* _Brief_
In the listing below, identify each line with the word "page" and return those lines.

====================

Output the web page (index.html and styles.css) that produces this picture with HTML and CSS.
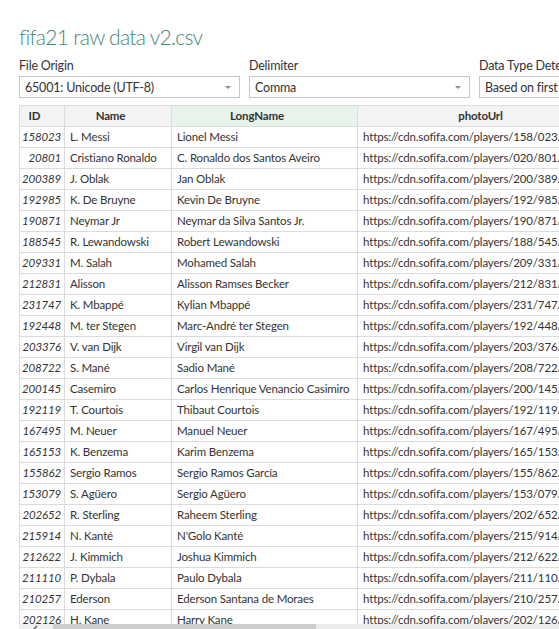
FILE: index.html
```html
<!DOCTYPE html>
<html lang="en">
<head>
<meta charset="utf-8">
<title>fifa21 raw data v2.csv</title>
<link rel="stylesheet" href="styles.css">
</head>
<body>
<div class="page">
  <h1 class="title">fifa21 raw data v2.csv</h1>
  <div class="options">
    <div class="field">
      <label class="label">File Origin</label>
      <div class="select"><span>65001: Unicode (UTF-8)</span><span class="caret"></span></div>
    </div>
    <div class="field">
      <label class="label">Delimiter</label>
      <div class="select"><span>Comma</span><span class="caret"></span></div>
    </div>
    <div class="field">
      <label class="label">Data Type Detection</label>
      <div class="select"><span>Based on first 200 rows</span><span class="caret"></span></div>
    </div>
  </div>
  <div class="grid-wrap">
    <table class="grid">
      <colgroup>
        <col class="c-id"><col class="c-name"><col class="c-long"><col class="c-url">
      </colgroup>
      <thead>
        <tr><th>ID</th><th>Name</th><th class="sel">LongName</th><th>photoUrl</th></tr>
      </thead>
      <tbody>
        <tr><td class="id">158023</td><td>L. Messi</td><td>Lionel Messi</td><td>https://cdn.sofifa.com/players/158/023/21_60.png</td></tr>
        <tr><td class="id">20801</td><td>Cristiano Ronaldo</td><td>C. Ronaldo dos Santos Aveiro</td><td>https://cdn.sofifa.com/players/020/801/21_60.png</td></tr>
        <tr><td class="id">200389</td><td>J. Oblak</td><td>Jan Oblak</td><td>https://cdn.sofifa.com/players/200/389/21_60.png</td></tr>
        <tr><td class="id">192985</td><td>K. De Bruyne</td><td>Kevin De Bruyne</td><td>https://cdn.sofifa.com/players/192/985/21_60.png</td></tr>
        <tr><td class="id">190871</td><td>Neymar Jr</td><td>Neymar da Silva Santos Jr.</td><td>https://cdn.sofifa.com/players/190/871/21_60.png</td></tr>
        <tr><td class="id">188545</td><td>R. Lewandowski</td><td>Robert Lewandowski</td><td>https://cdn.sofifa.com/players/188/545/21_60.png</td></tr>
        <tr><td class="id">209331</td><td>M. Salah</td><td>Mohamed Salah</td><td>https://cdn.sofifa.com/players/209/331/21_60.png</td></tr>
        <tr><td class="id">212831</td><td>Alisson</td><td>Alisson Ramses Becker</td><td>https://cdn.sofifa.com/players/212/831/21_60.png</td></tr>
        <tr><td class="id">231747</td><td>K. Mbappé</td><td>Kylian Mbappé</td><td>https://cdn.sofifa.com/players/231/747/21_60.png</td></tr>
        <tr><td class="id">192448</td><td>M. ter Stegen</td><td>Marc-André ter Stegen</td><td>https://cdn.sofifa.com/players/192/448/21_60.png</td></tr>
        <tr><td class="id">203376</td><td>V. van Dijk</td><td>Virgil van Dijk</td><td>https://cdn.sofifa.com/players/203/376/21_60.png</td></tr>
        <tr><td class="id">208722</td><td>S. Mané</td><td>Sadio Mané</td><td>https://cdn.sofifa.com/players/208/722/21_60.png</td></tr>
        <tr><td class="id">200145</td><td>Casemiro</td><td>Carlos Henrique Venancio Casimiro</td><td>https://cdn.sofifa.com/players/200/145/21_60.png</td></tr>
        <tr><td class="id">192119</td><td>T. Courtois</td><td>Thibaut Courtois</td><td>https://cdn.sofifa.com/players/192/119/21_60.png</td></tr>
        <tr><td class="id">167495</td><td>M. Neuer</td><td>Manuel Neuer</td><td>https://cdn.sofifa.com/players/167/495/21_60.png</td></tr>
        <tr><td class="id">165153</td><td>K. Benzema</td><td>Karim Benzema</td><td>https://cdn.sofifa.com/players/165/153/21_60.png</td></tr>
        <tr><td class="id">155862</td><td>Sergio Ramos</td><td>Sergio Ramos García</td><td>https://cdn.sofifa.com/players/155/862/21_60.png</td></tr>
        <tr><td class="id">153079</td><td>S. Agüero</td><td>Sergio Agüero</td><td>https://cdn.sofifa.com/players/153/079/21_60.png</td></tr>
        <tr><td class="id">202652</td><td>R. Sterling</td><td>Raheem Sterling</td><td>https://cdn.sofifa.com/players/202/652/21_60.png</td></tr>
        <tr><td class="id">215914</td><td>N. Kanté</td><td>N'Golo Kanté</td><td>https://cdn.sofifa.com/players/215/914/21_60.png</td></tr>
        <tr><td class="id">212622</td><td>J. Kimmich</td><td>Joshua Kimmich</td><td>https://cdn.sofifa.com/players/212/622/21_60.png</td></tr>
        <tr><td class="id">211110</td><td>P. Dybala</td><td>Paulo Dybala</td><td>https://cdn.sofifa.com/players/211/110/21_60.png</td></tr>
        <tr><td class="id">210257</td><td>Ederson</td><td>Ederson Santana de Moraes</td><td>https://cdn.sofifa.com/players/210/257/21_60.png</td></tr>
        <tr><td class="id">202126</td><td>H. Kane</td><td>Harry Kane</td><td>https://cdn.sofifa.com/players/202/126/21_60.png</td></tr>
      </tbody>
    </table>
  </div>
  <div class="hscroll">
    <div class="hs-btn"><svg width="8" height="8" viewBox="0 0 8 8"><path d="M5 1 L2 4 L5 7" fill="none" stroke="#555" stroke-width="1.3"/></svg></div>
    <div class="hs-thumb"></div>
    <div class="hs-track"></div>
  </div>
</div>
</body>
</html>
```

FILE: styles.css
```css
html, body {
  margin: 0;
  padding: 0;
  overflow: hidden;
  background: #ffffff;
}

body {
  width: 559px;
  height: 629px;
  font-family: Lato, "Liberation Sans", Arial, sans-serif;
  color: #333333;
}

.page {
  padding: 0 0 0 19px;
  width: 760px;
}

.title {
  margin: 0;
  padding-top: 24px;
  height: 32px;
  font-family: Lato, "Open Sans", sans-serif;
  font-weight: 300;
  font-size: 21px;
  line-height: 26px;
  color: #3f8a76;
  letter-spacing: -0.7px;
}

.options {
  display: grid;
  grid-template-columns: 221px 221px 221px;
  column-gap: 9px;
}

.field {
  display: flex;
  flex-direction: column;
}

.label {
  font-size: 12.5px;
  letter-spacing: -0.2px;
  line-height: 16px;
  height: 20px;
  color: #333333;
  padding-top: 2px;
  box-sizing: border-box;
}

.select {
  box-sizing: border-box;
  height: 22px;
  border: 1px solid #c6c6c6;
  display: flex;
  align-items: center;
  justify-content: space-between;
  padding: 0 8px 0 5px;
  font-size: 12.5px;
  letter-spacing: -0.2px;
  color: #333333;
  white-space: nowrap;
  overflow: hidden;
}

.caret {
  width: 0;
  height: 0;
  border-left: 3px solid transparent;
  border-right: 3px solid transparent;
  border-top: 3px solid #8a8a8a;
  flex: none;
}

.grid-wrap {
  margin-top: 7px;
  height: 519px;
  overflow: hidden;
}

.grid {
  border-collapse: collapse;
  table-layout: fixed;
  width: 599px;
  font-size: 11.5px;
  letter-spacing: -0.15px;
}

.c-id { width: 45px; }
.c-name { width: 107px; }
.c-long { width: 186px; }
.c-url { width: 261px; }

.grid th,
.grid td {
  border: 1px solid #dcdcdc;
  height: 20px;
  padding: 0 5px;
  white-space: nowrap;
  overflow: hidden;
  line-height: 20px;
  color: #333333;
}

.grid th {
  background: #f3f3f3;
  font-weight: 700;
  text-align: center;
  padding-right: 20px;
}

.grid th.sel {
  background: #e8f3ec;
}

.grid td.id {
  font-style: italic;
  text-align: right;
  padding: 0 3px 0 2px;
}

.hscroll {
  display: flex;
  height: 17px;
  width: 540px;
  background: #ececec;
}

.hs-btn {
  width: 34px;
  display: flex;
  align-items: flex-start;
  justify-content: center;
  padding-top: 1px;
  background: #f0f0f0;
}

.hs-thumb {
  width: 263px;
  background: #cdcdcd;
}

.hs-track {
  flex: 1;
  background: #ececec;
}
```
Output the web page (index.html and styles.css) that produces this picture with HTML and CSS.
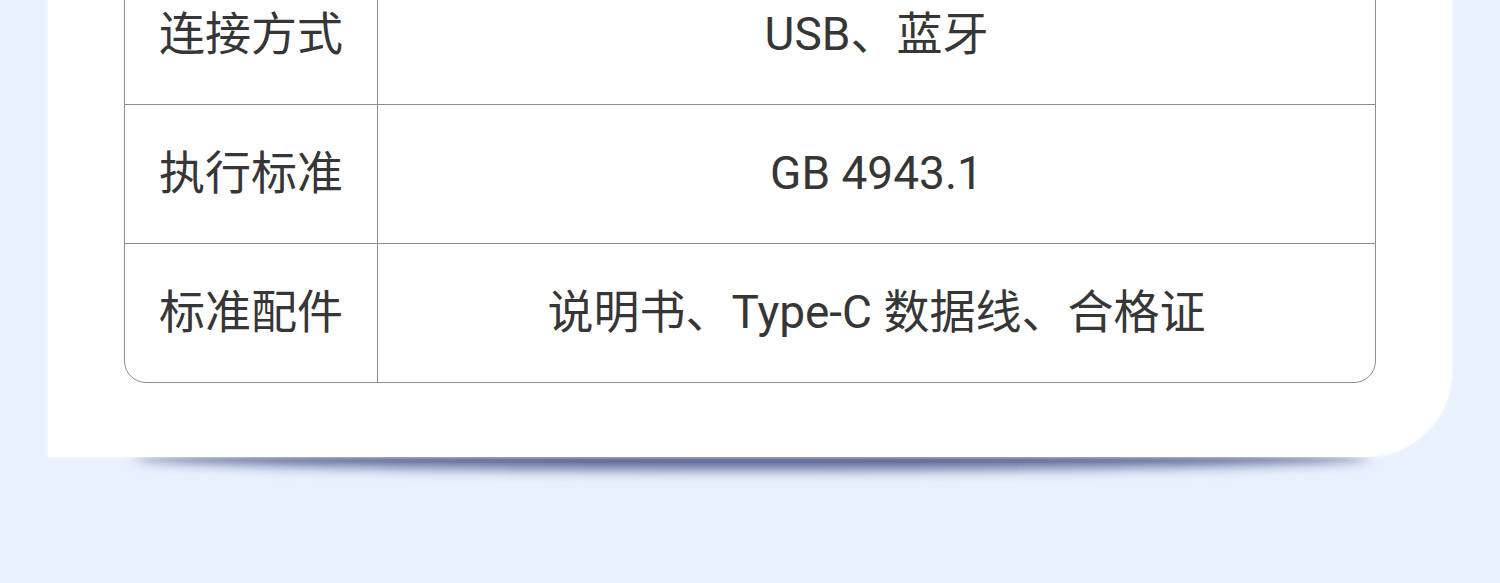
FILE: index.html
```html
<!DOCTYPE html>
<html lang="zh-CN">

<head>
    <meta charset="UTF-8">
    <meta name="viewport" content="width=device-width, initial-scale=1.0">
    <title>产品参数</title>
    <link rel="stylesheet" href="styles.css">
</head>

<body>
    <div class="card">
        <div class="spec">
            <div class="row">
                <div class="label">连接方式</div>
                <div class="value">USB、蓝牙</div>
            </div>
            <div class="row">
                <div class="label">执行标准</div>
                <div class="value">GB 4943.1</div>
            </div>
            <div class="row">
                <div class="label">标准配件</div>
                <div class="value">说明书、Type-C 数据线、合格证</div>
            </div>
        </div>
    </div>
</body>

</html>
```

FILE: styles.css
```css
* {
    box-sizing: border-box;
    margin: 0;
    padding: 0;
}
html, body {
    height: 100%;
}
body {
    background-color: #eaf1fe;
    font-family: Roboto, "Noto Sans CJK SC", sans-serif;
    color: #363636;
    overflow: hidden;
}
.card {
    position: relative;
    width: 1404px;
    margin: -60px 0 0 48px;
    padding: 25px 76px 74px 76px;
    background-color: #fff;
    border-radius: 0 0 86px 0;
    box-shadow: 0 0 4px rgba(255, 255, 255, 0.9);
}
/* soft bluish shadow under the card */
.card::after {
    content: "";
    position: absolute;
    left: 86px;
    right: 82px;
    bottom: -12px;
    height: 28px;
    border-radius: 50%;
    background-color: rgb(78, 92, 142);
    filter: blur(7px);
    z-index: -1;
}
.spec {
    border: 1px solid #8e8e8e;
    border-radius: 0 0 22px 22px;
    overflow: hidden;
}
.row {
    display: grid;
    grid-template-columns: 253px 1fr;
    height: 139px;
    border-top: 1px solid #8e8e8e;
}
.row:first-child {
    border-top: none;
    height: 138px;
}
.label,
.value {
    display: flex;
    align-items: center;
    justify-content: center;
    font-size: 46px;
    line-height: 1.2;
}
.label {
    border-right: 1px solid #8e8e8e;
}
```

====================

* _Output below_
Output the web page (index.html and styles.css) that produces this picture with HTML and CSS.
<div class="page">
.page {
Output the web page (index.html and styles.css) that produces this picture with HTML and CSS.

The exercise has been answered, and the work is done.